基于多维多点非平稳随机振动的山区高墩桥梁抗震计算理论及应用研究

The objective of this proposal is to present a stochastic seismic analysis approach and to conduct theoretical stochastic parametric analysis for developing the China design specifications on high-pier railway bridges under spatially varying ground motions (SVGMs). The stochastic seismic analysis approach of bridges under tridirectional nonstationary spatial ground motions has been proposed and implemented in the general finite element platform with high computational efficiency, using which the high-pier railway bridges in the mountainous areas are studied in details. The proposal firstly resolves the shortcoming of conventional pseudo-excitation method (PEM) that requires large time-of-computation and being very hard to be implemented on the general finite element platform, in the stochastic seismic analysis of large yet complex structures under SVGMs. The proposed achieves high computational efficiency and accuracy and can be readily implemented on the general finite element platform for stochastic seismic analysis of structures under multiple excitations. Secondly, the high-precise integration method in conjunction with absolute-response-oriented method is proposed to achieve thousands of times' computational efficiencies without loss of accuracy, which is very promising in stochastic analysis of some very complex engineering structures. Finally, the proposed theoretical scheme is applied to seismic analysis of high-pier railway bridges located in mountainous sites, where effects of ground motion spatial variability, local site effect, soil-pile interaction effect, ground motion dimensionality and nonstationarity are considered. In addition, comparative analysis of different bridge type and pier type, various pier height and difference of adjacent pier height, and other factors affecting seismic performance of high-pier railway bridges are included in the theoretical parametric studies.
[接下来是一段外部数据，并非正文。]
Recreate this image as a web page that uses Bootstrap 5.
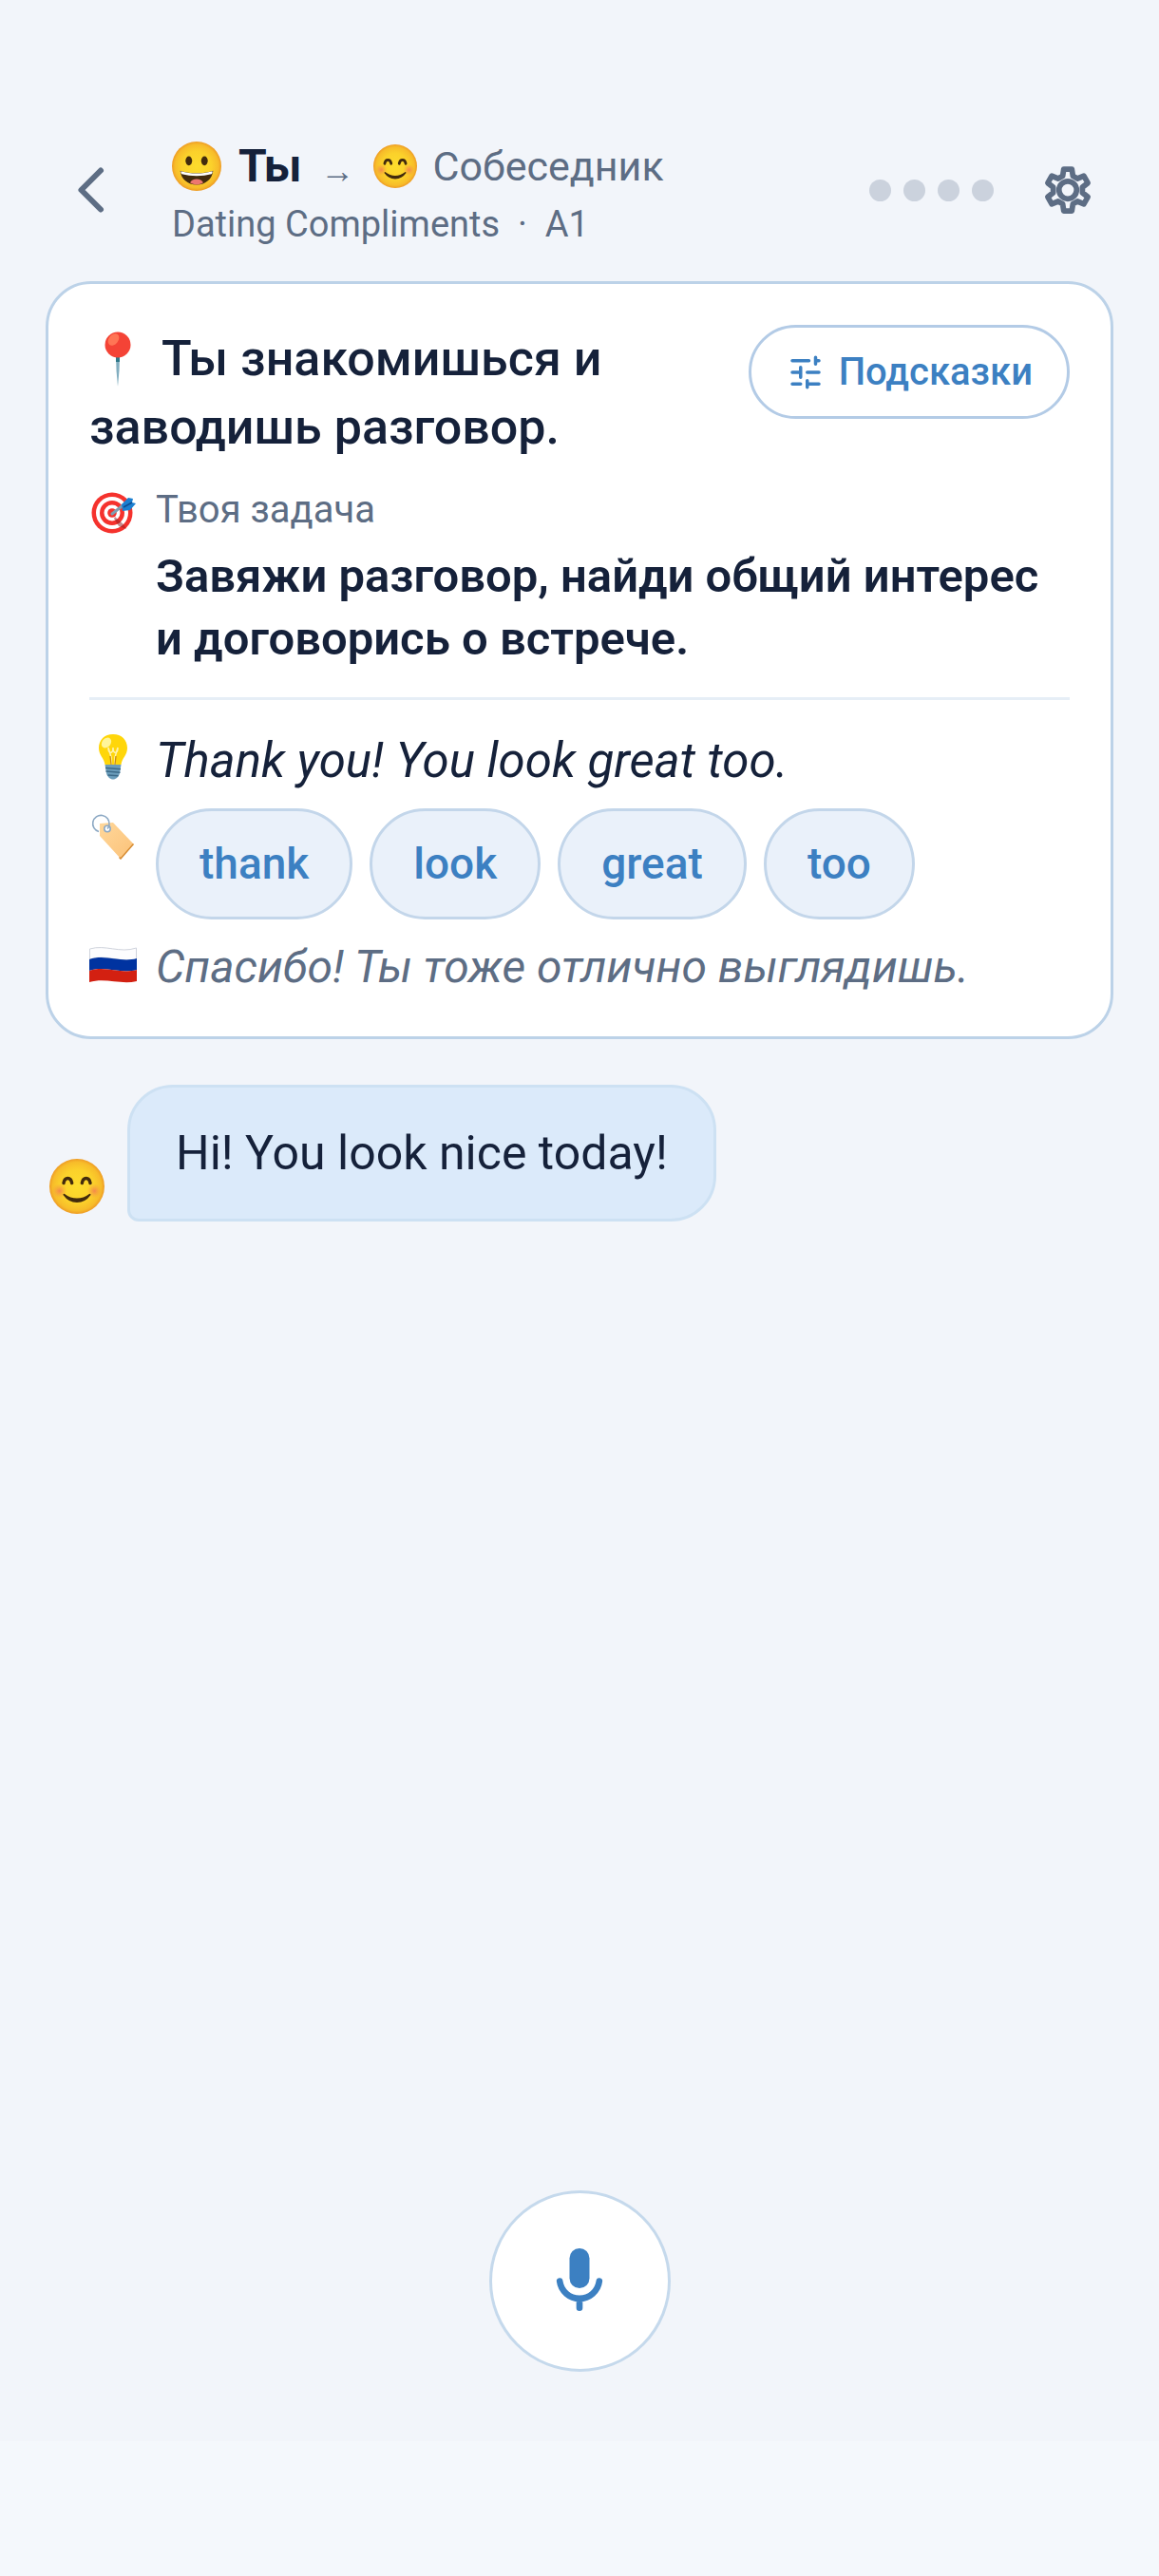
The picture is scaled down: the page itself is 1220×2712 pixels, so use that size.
<!DOCTYPE html>
<html lang="ru">
<head>
<meta charset="utf-8">
<meta name="viewport" content="width=device-width, initial-scale=1">
<title>Dating Compliments</title>
<link href="https://cdn.jsdelivr.net/npm/bootstrap@5.3.0/dist/css/bootstrap.min.css" rel="stylesheet">
<style>
  :root { --ink: #15213a; --muted: #5d6d84; --accent: #3c80c2; --edge: #bcd2e8; }
  body { background: #f2f5fa; color: var(--ink); font-family: Roboto, "Noto Sans", sans-serif; font-size: 48px; line-height: 66px; }
  svg { display: block; flex: none; }
  .top-bar { padding: 104px 48px 0; min-height: 296px; }
  .tap { width: 96px; height: 96px; color: var(--muted); }
  .top-text { margin-left: 37px; }
  .who { line-height: 72px; }
  .peer { font-size: 43px; color: var(--muted); }
  .arrow { font-family: "Liberation Sans", sans-serif; font-size: 36px; line-height: 40px; margin: 10px 20px 0; color: var(--muted); }
  .topic { font-size: 38px; line-height: 50px; color: var(--muted); }
  .emo-you { margin-right: 18px; }
  .emo-peer { margin-right: 16px; }
  .step { width: 23px; height: 23px; border-radius: 50%; background: #cbd2dd; }
  .steps { gap: 13px; margin-right: 30px; }
  .page-pad { padding-left: 48px; padding-right: 48px; }
  .task-card { border: 3px solid var(--edge); border-radius: 48px; padding: 43px; }
  .scene { font-size: 52px; line-height: 72px; font-weight: 500; }
  .scene svg { display: inline-block; vertical-align: -13px; margin: 0 28px 0 12px; }
  .hint-btn { border: 3px solid #b3cbe6; border-radius: 50px; padding: 0 36px; height: 99px; font-size: 40px; font-weight: 500; color: var(--accent); gap: 14px; }
  .line-row { gap: 20px; }
  .ico-cell { width: 50px; flex: none; display: flex; justify-content: center; }
  .task-label { font-size: 40px; line-height: 54px; color: var(--muted); }
  .goal { font-size: 49px; font-weight: 600; margin-top: 10px; }
  .rule { height: 3px; background: #e6eef6; margin: 28px 0; }
  .phrase { font-size: 51px; line-height: 72px; font-style: italic; }
  .chip-row { margin: 14px 0 20px; }
  .chips { gap: 18px; }
  .chip { border: 3px solid #c3d6ea; border-radius: 59px; background: #eaf1fa; color: var(--accent); font-size: 46px; font-weight: 500; height: 117px; padding: 0 43px; }
  .translation { font-size: 48px; line-height: 60px; font-style: italic; color: var(--muted); }
  .msg { margin-top: 48px; gap: 24px; }
  .bubble { background: #dbeafa; border: 3px solid #cde1f3; border-radius: 48px 48px 48px 12px; padding: 36px 48px; font-size: 50px; }
  .mic { width: 191px; height: 191px; border: 3px solid #c5d9ec; color: var(--accent); margin-bottom: 73px; }
  .nav-strip { height: 142px; background: #f4f8fc; }
</style>
</head>
<body class="d-flex flex-column min-vh-100">
<svg width="0" height="0" class="position-absolute" aria-hidden="true">
  <defs>
    <radialGradient id="skin" cx=".5" cy=".5" r=".5"><stop offset="0" stop-color="#fddc2c"/><stop offset=".6" stop-color="#fbd12b"/><stop offset=".88" stop-color="#f7bc2a"/><stop offset="1" stop-color="#ee9b24"/></radialGradient>
    <radialGradient id="blush"><stop offset="0" stop-color="#f47c52" stop-opacity=".85"/><stop offset="1" stop-color="#f59a3e" stop-opacity="0"/></radialGradient>
    <linearGradient id="tagfill" x1="0" y1="0" x2="1" y2="1"><stop offset="0" stop-color="#ffd79a"/><stop offset="1" stop-color="#fbc279"/></linearGradient>
    <symbol id="smile" viewBox="0 0 60 60">
      <circle cx="30" cy="30" r="30" fill="url(#skin)"/>
      <circle cx="11" cy="35" r="8" fill="url(#blush)"/><circle cx="49" cy="35" r="8" fill="url(#blush)"/>
      <path d="M15.500 26.500c1-7 8-7 9 0M35.500 26.500c1-7 8-7 9 0" fill="none" stroke="#422b0d" stroke-width="3.600" stroke-linecap="round"/>
      <path d="M16 39c7 10 21 10 28 0-5 4-9 5-14 5s-9-1-14-5z" fill="#422b0d" stroke="#422b0d" stroke-width="2" stroke-linejoin="round"/>
    </symbol>
  </defs>
</svg>

<header class="top-bar d-flex align-items-center">
  <button type="button" class="btn p-0 border-0 tap d-flex align-items-center justify-content-center" aria-label="Назад">
    <svg width="40" height="56" viewBox="0 0 40 56" fill="none" stroke="currentColor" stroke-width="6" stroke-linecap="round" stroke-linejoin="round"><path d="M30 7.500 9.500 28 30 48.500"/></svg>
  </button>
  <div class="top-text flex-grow-1">
    <div class="who d-flex align-items-center text-nowrap">
      <svg class="emo-you" width="52" height="52" viewBox="0 0 60 60" aria-hidden="true">
        <circle cx="30" cy="30" r="30" fill="url(#skin)"/>
        <ellipse cx="20.500" cy="23.500" rx="4" ry="5.500" fill="#422b0d"/><ellipse cx="39.500" cy="23.500" rx="4" ry="5.500" fill="#422b0d"/>
        <path d="M10 35.500c13 4 27 4 40 0-1 10-9 17-20 17s-19-7-20-17z" fill="#422b0d"/>
        <path d="M11 36c12 3.500 26 3.500 38 0 .5 1.500 0 3-1 3.500-11 3-25 3-36 0-1-.5-1.500-2-1-3.500z" fill="#fff"/>
        <path d="M22 50c2-6 14-6 16 0-5 3.200-11 3.200-16 0z" fill="#ed7770"/>
      </svg>
      <strong class="fw-bold">Ты</strong>
      <span class="arrow">→</span>
      <svg class="emo-peer" width="46" height="46" aria-hidden="true"><use href="#smile"/></svg>
      <span class="peer">Собеседник</span>
    </div>
    <div class="topic">Dating Compliments &nbsp;·&nbsp; A1</div>
  </div>
  <div class="steps d-flex" aria-hidden="true"><span class="step"></span><span class="step"></span><span class="step"></span><span class="step"></span></div>
  <button type="button" class="btn p-0 border-0 tap d-flex align-items-center justify-content-center" aria-label="Настройки">
    <svg width="60" height="60" viewBox="0 0 24 24" fill="none" stroke="currentColor" stroke-width="2.300" stroke-linejoin="round"><path d="M10.300 3.200h3.400l.45 2.900 1.900 1.100 2.700-1.100 1.700 2.950-2.300 1.800v2.300l2.300 1.800-1.700 2.950-2.700-1.100-1.900 1.100-.45 2.900h-3.400l-.45-2.900-1.900-1.100-2.700 1.100-1.700-2.950 2.300-1.800v-2.300l-2.300-1.800 1.700-2.950 2.700 1.100 1.900-1.100z"/><circle cx="12" cy="12" r="3.700"/></svg>
  </button>
</header>

<main class="page-pad flex-grow-1">
  <section class="task-card bg-white">
    <div class="d-flex justify-content-between align-items-start gap-4">
      <div class="scene"><svg width="36" height="60" viewBox="0 0 36 60" aria-hidden="true"><path d="M16 26h4l-.5 16L18 59l-1.500-17z" fill="#82aec0"/><path d="M16 26h4v7h-4z" fill="#2f7889"/><circle cx="18" cy="15" r="13.500" fill="#f44336"/><ellipse cx="13.500" cy="9.500" rx="5" ry="7" transform="rotate(38 13.500 9.500)" fill="#ff7555"/></svg>Ты знакомишься и<br>заводишь разговор.</div>
      <button type="button" class="btn hint-btn bg-white d-flex align-items-center text-nowrap">
        <svg width="42" height="42" viewBox="0 0 24 24" fill="none" stroke="currentColor" stroke-width="2" stroke-linecap="round"><path d="M4 5h10M18 3v4M18.500 5H20M4 12h4M9 9v6M13 12h7M4 19h5M13 17v4M14 19h6"/></svg>
        <span>Подсказки</span>
      </button>
    </div>

    <div class="d-flex line-row mt-4">
      <div class="ico-cell pt-1">
        <svg width="50" height="50" viewBox="0 0 50 50" aria-hidden="true"><circle cx="24" cy="26" r="21.500" fill="#f5322d"/><circle cx="24" cy="26" r="17" fill="#fff"/><circle cx="24" cy="26" r="13" fill="#f5322d"/><circle cx="24" cy="26" r="8.500" fill="#fff"/><circle cx="24" cy="26" r="4.800" fill="#f5322d"/><path d="m27 30 9 8 3 5-8-3-5-8z" fill="#8e1c20" opacity=".5"/><path d="m24 27 14-11" stroke="#7d9fb2" stroke-width="3" stroke-linecap="round"/><path d="m34 17 7-7 5 1-1 4 4 1-6 7-8 1z" fill="#1b7fd0"/><path d="m36 20 9-5" stroke="#0d4c91" stroke-width="1.500"/></svg>
      </div>
      <div>
        <div class="task-label">Твоя задача</div>
        <div class="goal">Завяжи разговор, найди общий интерес<br>и договорись о встрече.</div>
      </div>
    </div>

    <div class="rule"></div>

    <div class="d-flex line-row">
      <div class="ico-cell pt-2">
        <svg width="32" height="48" viewBox="0 0 32 48" aria-hidden="true"><path d="M16 0C7 0 1 6 1 14.500 1 22 6.500 25 7.500 32h17C25.500 25 31 22 31 14.500 31 6 25 0 16 0z" fill="#ffd60a"/><ellipse cx="9" cy="9" rx="4.500" ry="6" transform="rotate(40 9 9)" fill="#fff59a"/><path d="m11 14 3 10v8M21 14l-3 10v8M11 14c0 7 5 7 5 0 0 7 5 7 5 0" fill="none" stroke="#fff3b0" stroke-width="1.500"/><path d="m13 23 1 9M19 23l-1 9" stroke="#c98a12" stroke-width="1.300"/><path d="M7.500 32h17l-1.500 9c-1 4-4 6.500-7 6.500S10 45 9 41z" fill="#6b9dbb"/><path d="m8 35.500 16 1.200M8.500 39l15 1.200M10.500 43l11 .8" stroke="#3c6a88" stroke-width="1.500"/></svg>
      </div>
      <div class="phrase">Thank you! You look great too.</div>
    </div>

    <div class="d-flex line-row chip-row">
      <div class="ico-cell pt-1">
        <svg width="46" height="50" viewBox="0 0 46 50" aria-hidden="true"><path d="m9 12 14-1L44.500 33.500 31 49 9 25z" fill="url(#tagfill)"/><path d="M44.500 33.500 31 49l-1.500-1.500" fill="none" stroke="#d68b32" stroke-width="1.500"/><circle cx="17" cy="17.500" r="3.200" fill="#fff" stroke="#8da9c4" stroke-width="1.600"/><path d="M8 20.500A8.700 8.700 0 1 1 19 13c0 2-1 3.500-2 4.500" fill="none" stroke="#8da9c4" stroke-width="1.600"/></svg>
      </div>
      <div class="chips d-flex flex-wrap">
        <button type="button" class="btn chip">thank</button>
        <button type="button" class="btn chip">look</button>
        <button type="button" class="btn chip">great</button>
        <button type="button" class="btn chip">too</button>
      </div>
    </div>

    <div class="d-flex line-row">
      <div class="ico-cell pt-2">
        <svg width="50" height="40" viewBox="0 0 50 40" aria-hidden="true"><path d="M.5 3C17-2 32 8 49.500 2v12C33 18 17 8 .5 14z" fill="#fdfdfe" stroke="#cfd3dc" stroke-width="1"/><path d="M0 14C17 8 33 18 50 13v12C33 30 17 20 0 26z" fill="#0033a0"/><path d="M0 26c17-6 33 4 50-1v12c-17 4-33-4-50 1z" fill="#d32011"/></svg>
      </div>
      <div class="translation">Спасибо! Ты тоже отлично выглядишь.</div>
    </div>
  </section>

  <section class="msg d-flex align-items-end">
    <svg class="ms-1 mb-2" width="58" height="58" aria-label="Собеседник"><use href="#smile"/></svg>
    <div class="bubble">Hi! You look nice today!</div>
  </section>
</main>

<footer>
  <button type="button" class="btn mic bg-white rounded-circle p-0 d-flex align-items-center justify-content-center mx-auto" aria-label="Говорить">
    <svg width="84" height="84" viewBox="0 0 24 24"><rect x="9" y="2" width="6" height="12" rx="3" fill="currentColor"/><path d="M6.050 11.900a6 6 0 0 0 11.900 0M12 17.500v2.400" fill="none" stroke="currentColor" stroke-width="1.900" stroke-linecap="round"/></svg>
  </button>
  <div class="nav-strip"></div>
</footer>
<script src="https://cdn.jsdelivr.net/npm/bootstrap@5.3.0/dist/js/bootstrap.bundle.min.js"></script>
</body>
</html>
The proposed theoretical stochastic seismic analysis approach is anticipated to be adopted as a theoretical approach in the design code, while conclusions obtained from the theoretical parametric studies would be of prime significance on developing the China seismic design specification for high-pier railway bridges under SVGMs.

本研究目的是为多点地震激励下高墩铁路桥抗震规范草拟提供一套理论计算方法，同时通过大量参数分析为未来此规范的草拟奠定基础。首先，提出了虚拟激励法对复杂结构在多维多点地震动下随机响应分析的理论框架，解决了传统虚拟激励法计算繁琐及在通用有限元中模拟困难的问题，该方法更高效地实现复杂结构多维多点虚拟激励法与通用有限元软件的结合；其次，提出了将精细积分法与绝对位移直接求解法结合算法，上千倍地提高计算效率，进一步推动随机理论在实际工程中的应用；最后，将该理论用于山区高墩铁路桥抗震分析，研究地震动空间效应，场地效应、桩土耦合作用、及地震动多维性和非平稳性对山区高墩铁路桥梁的影响，同时对比分析不同桥式、墩型、墩高、墩高差等结构因素对高墩桥梁抗震性能的影响，为其桥抗震规范的实现提供重要的分析结论。本文提出的理论计算方法与大量的参数分析结论将对未来多点地震激励下高墩铁路桥的抗震规范的实现具有重要的意义。

本项目以山区大跨度高墩桥梁为实际工程背景，为高墩铁路桥梁抗震规范的草拟提供了一套快速的随机振动计算方法，且研究了多点地震激励下高墩桥梁的动力行为。将随机振动的虚拟激励法与有限元软件紧密结合，解决了传统虚拟激励法在有限元中实现困难的问题，首次完成了虚拟激励法的非平稳地震动在有限元软件的实现；基于ANSYS平台将精细积分法与虚拟激励法结合，大大提高了非平稳地震作用下桥梁动力响应的计算效率，将随机振动理论推广并应用到实际工程之中；详细研究了地震动空间效应，场地效应对大跨度高墩桥梁碰撞间隙的影响，建立了多点激励地震动空间模型，推导了场地条件与桥梁墩底处地震加速度的关系；也建立了高墩铁路桥梁的有限元模型，并推导了高墩桥梁梁体碰撞间隙宽度需求量与场地条件和震级的关系；同时，进一步将虚拟激励法与系统可靠度理论结合起来，提出了快速系统可靠度计算方法，并获得了中国博士后基金项目，本项目也正在向桥梁结构参数和地震动双随机性发展，能更全面的考虑随机性对桥梁结构响应的影响。本项目的研究成果为山区高墩桥梁抗震设计规范的制定提供理论和数据支撑。本项目已发表相关论文SCI 6篇，EI 6篇，获得软件著作权1项，资助硕士生5名，博士生5名。项目投入经费25万元，各项支出基本上与预算相符，剩余5.5824万元，将用于后续研究之中。